*Data excerpt:*
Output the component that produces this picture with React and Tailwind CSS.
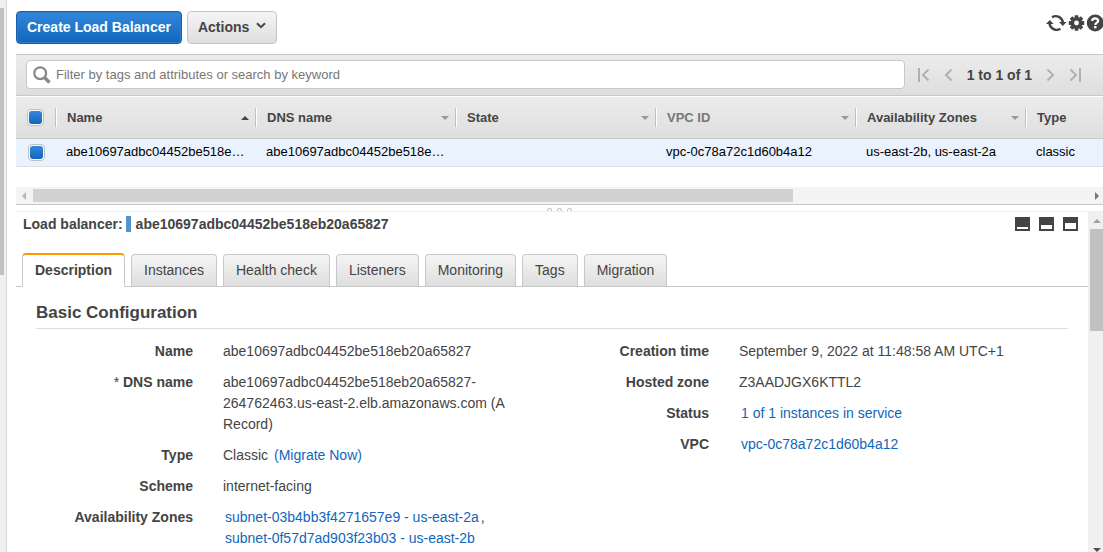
import React, { useState } from "react";

const columns = [
  { name: "Name", sort: "asc" },
  { name: "DNS name", sort: "menu" },
  { name: "State", sort: "menu" },
  { name: "VPC ID", sort: "menu", light: true },
  { name: "Availability Zones", sort: "menu" },
  { name: "Type" },
];

const row = [
  "abe10697adbc04452be518e…",
  "abe10697adbc04452be518e…",
  "",
  "vpc-0c78a72c1d60b4a12",
  "us-east-2b, us-east-2a",
  "classic",
];

const tabs = ["Description", "Instances", "Health check", "Listeners", "Monitoring", "Tags", "Migration"];

function Triangle({ dir, className }) {
  const points = {
    up: "0,4 4,0 8,4",
    down: "0,0 8,0 4,4",
    left: "4,0 4,8 0,4",
    right: "0,0 4,4 0,8",
  };
  const tall = dir === "left" || dir === "right";
  return (
    <svg width={tall ? 4 : 8} height={tall ? 8 : 4} className={className} aria-hidden="true">
      <polygon points={points[dir]} fill="currentColor" />
    </svg>
  );
}

function Tick({ label }) {
  return (
    <label className="flex size-[17px] items-center justify-center rounded border border-[#c0c0c0] bg-[#f8f8f8]">
      <input
        type="checkbox"
        defaultChecked
        aria-label={label}
        className="block size-[13px] appearance-none rounded-[3px] bg-white checked:bg-linear-to-b checked:from-[#3088dd] checked:to-[#1166bb]"
      />
    </label>
  );
}

function ToolIcon({ label, children }) {
  return (
    <button type="button" aria-label={label} className="block shrink-0 text-[#444]">
      {children}
    </button>
  );
}

function Pager({ label, d, w }) {
  return (
    <button type="button" aria-label={label} className="text-[#b0b0b0]">
      <svg width={w} height="14" viewBox={`0 0 ${w} 14`} fill="none" stroke="currentColor" strokeWidth="2">
        <path d={d} />
      </svg>
    </button>
  );
}

function PaneButton({ label, top }) {
  return (
    <button type="button" aria-label={label} className="block">
      <svg width="15" height="14" aria-hidden="true">
        <rect width="15" height="14" fill="#444" />
        <rect x="2" y={top} width="11" height={12 - top} fill="#fff" />
      </svg>
    </button>
  );
}

function Field({ label, required, children }) {
  return (
    <div className="flex gap-[30px]">
      <dt className="w-[157px] shrink-0 text-right font-bold">
        {required && <span className="font-normal">* </span>}
        {label}
      </dt>
      <dd className="min-w-0 flex-1 pr-10">{children}</dd>
    </div>
  );
}

function Link({ children }) {
  return (
    <a href="#" className="text-[#1166bb] hover:underline">
      {children}
    </a>
  );
}

export default function App() {
  const [active, setActive] = useState("Description");

  return (
    <div className="flex h-screen overflow-hidden bg-white font-['Liberation_Sans',Arial,sans-serif] text-sm text-[#444]">
      <div className="w-[7px] shrink-0 border-r border-[#d5d9d9] bg-[#f0f0f0] pt-2">
        <div className="h-[267px] w-1 bg-[#c1c1c1]" />
      </div>

      <main className="ml-[9px] flex min-w-0 flex-1 flex-col">
        <header className="flex h-[54px] shrink-0 items-center gap-[5px]">
          <button
            type="button"
            className="h-[33px] rounded border border-[#1a60a8] bg-linear-to-b from-[#3088dd] to-[#1166bb] px-2.5 font-bold text-white inset-shadow-[0_0_0_1px_#2f7ccb]"
          >
            Create Load Balancer
          </button>
          <button
            type="button"
            className="flex h-[33px] items-center gap-[7px] rounded border border-[#c4c4c4] bg-linear-to-b from-[#f5f5f5] to-[#dedede] px-2.5 font-bold"
          >
            Actions
            <svg width="10" height="8" viewBox="0 0 10 8" fill="none" stroke="#444" strokeWidth="2" className="-mt-0.5">
              <path d="M1 1.2 L5 5.2 L9 1.2" />
            </svg>
          </button>
          <div className="ml-auto flex items-center pb-2">
            <ToolIcon label="Refresh">
              <svg width="21" height="18" viewBox="0 0 21 18">
                <path d="M6 3.2 A7.2 7.2 0 0 1 16.9 8.6" fill="none" stroke="currentColor" strokeWidth="2.4" />
                <path d="M14.4 14.8 A7.2 7.2 0 0 1 3.5 9.4" fill="none" stroke="currentColor" strokeWidth="2.4" />
                <path d="M13 8 H20.6 L16.8 12 Z M0 10 H7.6 L3.8 6 Z" fill="currentColor" />
              </svg>
            </ToolIcon>
            <ToolIcon label="Settings">
              <svg width="19" height="18" viewBox="0 0 19 18">
                <g transform="translate(9.5 9)" fill="currentColor">
                  {[0, 45, 90, 135].map((a) => (
                    <rect key={a} x="-1.9" y="-7.7" width="3.8" height="15.4" rx="0.5" transform={`rotate(${a})`} />
                  ))}
                  <circle r="5.8" />
                  <circle r="2.4" fill="#fff" />
                </g>
              </svg>
            </ToolIcon>
            <ToolIcon label="Help">
              <svg width="17" height="18" viewBox="0 0 17 18">
                <circle cx="9.2" cy="9" r="8.4" fill="currentColor" />
                <path d="M6.2 7 C6.2 3.6 12.2 3.6 12.2 6.8 C12.2 8.8 9.3 8.6 9.3 11" fill="none" stroke="#fff" strokeWidth="2.2" />
                <rect x="8.1" y="12" width="2.4" height="2.4" fill="#fff" />
              </svg>
            </ToolIcon>
          </div>
        </header>

        <div className="flex h-[42px] shrink-0 items-center border-y border-[#c8c8c8] bg-linear-to-b from-[#ececec] to-[#dedede] pr-[22px] pl-2.5">
          <label className="mb-0.5 flex h-[29px] min-w-0 flex-1 items-center gap-[5px] rounded border border-[#c8c8c8] bg-white pl-1.5">
            <svg width="18" height="18" viewBox="0 0 18 18" fill="none" stroke="#888" className="mt-0.5 shrink-0">
              <circle cx="7.2" cy="7.2" r="5.9" strokeWidth="2.2" />
              <path d="M11.5 11.5 L16.5 16.5" strokeWidth="3.4" />
            </svg>
            <input
              type="search"
              aria-label="Filter load balancers"
              placeholder="Filter by tags and attributes or search by keyword"
              className="min-w-0 flex-1 bg-transparent pt-0.5 text-[13px] outline-none placeholder:text-[#777]"
            />
          </label>
          <div className="ml-[13px] flex items-center gap-3.5">
            <Pager label="First page" w={12} d="M1 0 V14 M10.5 1.5 L5 7 L10.5 12.5" />
            <Pager label="Previous page" w={9} d="M7.5 1.5 L2 7 L7.5 12.5" />
            <span className="font-bold">1 to 1 of 1</span>
            <Pager label="Next page" w={9} d="M1.5 1.5 L7 7 L1.5 12.5" />
            <Pager label="Last page" w={12} d="M1.5 1.5 L7 7 L1.5 12.5 M11 0 V14" />
          </div>
        </div>

        <div className="mt-px h-[90px] shrink-0 overflow-hidden">
          <table className="w-full table-fixed border-separate border-spacing-0 text-[13px]">
            <colgroup>
              <col className="w-[39px]" />
              <col className="w-[200px]" />
              <col className="w-[200px]" />
              <col className="w-[200px]" />
              <col className="w-[200px]" />
              <col className="w-[170px]" />
              <col />
            </colgroup>
            <thead>
              <tr className="h-[42px] bg-linear-to-b from-[#ececec] to-[#dedede]">
                <th className="border-b border-[#c8c8c8] p-0 pl-[11px]">
                  <Tick label="Select all" />
                </th>
                {columns.map((c) => (
                  <th key={c.name} className="border-b border-[#c8c8c8] p-0 text-left">
                    <div className="flex h-[19px] items-center justify-between border-l border-[#c0c0c0] pt-px pr-1.5 pl-[11px] inset-shadow-[1px_0_0_#fff]">
                      <span className={c.light ? "text-[#777]" : ""}>{c.name}</span>
                      {c.sort === "asc" && <Triangle dir="up" className="text-[#444]" />}
                      {c.sort === "menu" && <Triangle dir="down" className="text-[#999]" />}
                    </div>
                  </th>
                ))}
              </tr>
            </thead>
            <tbody>
              <tr className="h-7 bg-[#eaf2fe] text-black">
                <td className="border-b border-[#dcdfe4] p-0 pl-3">
                  <Tick label="Select load balancer" />
                </td>
                {row.map((v, i) => (
                  <td key={i} className="border-b border-[#dcdfe4] p-0 pl-[11px] whitespace-nowrap">
                    {v}
                  </td>
                ))}
              </tr>
            </tbody>
          </table>
        </div>

        <div className="flex h-[18px] shrink-0 items-center border-b border-[#c8c8c8] bg-[#f4f4f4] pr-1 pl-1.5">
          <Triangle dir="left" className="mr-[7px] shrink-0 text-[#b5b5b5]" />
          <div className="flex-1">
            <div className="h-[13px] w-[72%] bg-[#d2d2d2]" />
          </div>
          <Triangle dir="right" className="ml-1.5 shrink-0 text-[#777]" />
        </div>

        <div className="flex h-[7px] shrink-0 items-end justify-center gap-[5px] border-b border-[#eee]">
          {[0, 1, 2].map((i) => (
            <span key={i} className="h-[3px] w-[5px] rounded-t-sm border border-b-0 border-[#c4c4c4]" />
          ))}
        </div>

        <div className="flex min-h-0 flex-1">
          <section className="min-w-0 flex-1 overflow-hidden">
            <div className="flex h-6 items-center pr-2.5 pl-[7px] font-bold">
              <span>Load balancer:</span>
              <span className="mr-[5px] ml-[3px] h-4 w-[5px] bg-[#5294cf]" />
              <span>abe10697adbc04452be518eb20a65827</span>
              <div className="ml-auto flex gap-[9px]">
                <PaneButton label="Minimise pane" top={10} />
                <PaneButton label="Split pane" top={8} />
                <PaneButton label="Maximise pane" top={6} />
              </div>
            </div>

            <div role="tablist" className="mt-[17px] flex items-end gap-1.5 border-b border-[#c8c8c8] pl-1.5">
              {tabs.map((t) => (
                <button
                  key={t}
                  type="button"
                  role="tab"
                  aria-selected={t === active}
                  onClick={() => setActive(t)}
                  className={
                    t === active
                      ? "-mb-px h-[34px] rounded-t border border-t-2 border-[#c8c8c8] border-t-[#ff9900] border-b-white bg-white px-3 pb-0.5 font-bold"
                      : "h-8 rounded-t border border-b-0 border-[#c8c8c8] bg-linear-to-b from-[#f5f5f5] to-[#dedede] px-3 pb-0.5"
                  }
                >
                  {t}
                </button>
              ))}
            </div>

            <div className="px-5 leading-[21px]">
              <h2 className="border-b border-[#ddd] pt-[15px] pb-[5px] text-[17px] leading-[21px] font-bold">
                Basic Configuration
              </h2>
              <div className="mt-3 grid grid-cols-2">
                <dl className="flex flex-col gap-2.5">
                  <Field label="Name">abe10697adbc04452be518eb20a65827</Field>
                  <Field label="DNS name" required>
                    abe10697adbc04452be518eb20a65827-
                    <br />
                    264762463.us-east-2.elb.amazonaws.com (A Record)
                  </Field>
                  <Field label="Type">
                    Classic <span className="pl-0.5"><Link>(Migrate Now)</Link></span>
                  </Field>
                  <Field label="Scheme">internet-facing</Field>
                  <Field label="Availability Zones">
                    <div className="pl-0.5 whitespace-nowrap">
                      <Link>subnet-03b4bb3f4271657e9 - us-east-2a</Link>
                      <span className="pl-0.5">,</span>
                      <br />
                      <Link>subnet-0f57d7ad903f23b03 - us-east-2b</Link>
                    </div>
                  </Field>
                </dl>
                <dl className="flex flex-col gap-2.5">
                  <Field label="Creation time">September 9, 2022 at 11:48:58 AM UTC+1</Field>
                  <Field label="Hosted zone">Z3AADJGX6KTTL2</Field>
                  <Field label="Status">
                    <span className="pl-0.5"><Link>1 of 1 instances in service</Link></span>
                  </Field>
                  <Field label="VPC">
                    <span className="pl-0.5"><Link>vpc-0c78a72c1d60b4a12</Link></span>
                  </Field>
                </dl>
              </div>
            </div>
          </section>

          <div className="flex w-[15px] shrink-0 flex-col items-end bg-[#f0f0f0]">
            <Triangle dir="up" className="mt-[7px] mr-0.5 mb-1.5 shrink-0 text-[#a0a0a0]" />
            <div className="h-[102px] w-[13px] shrink-0 bg-[#c1c1c1]" />
            <Triangle dir="down" className="mt-auto mr-0.5 shrink-0 text-[#505050]" />
          </div>
        </div>
      </main>
    </div>
  );
}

*Exercise task:* Tally how many lines in the material above hold the word "React". Write only that number.

*Task response:* 2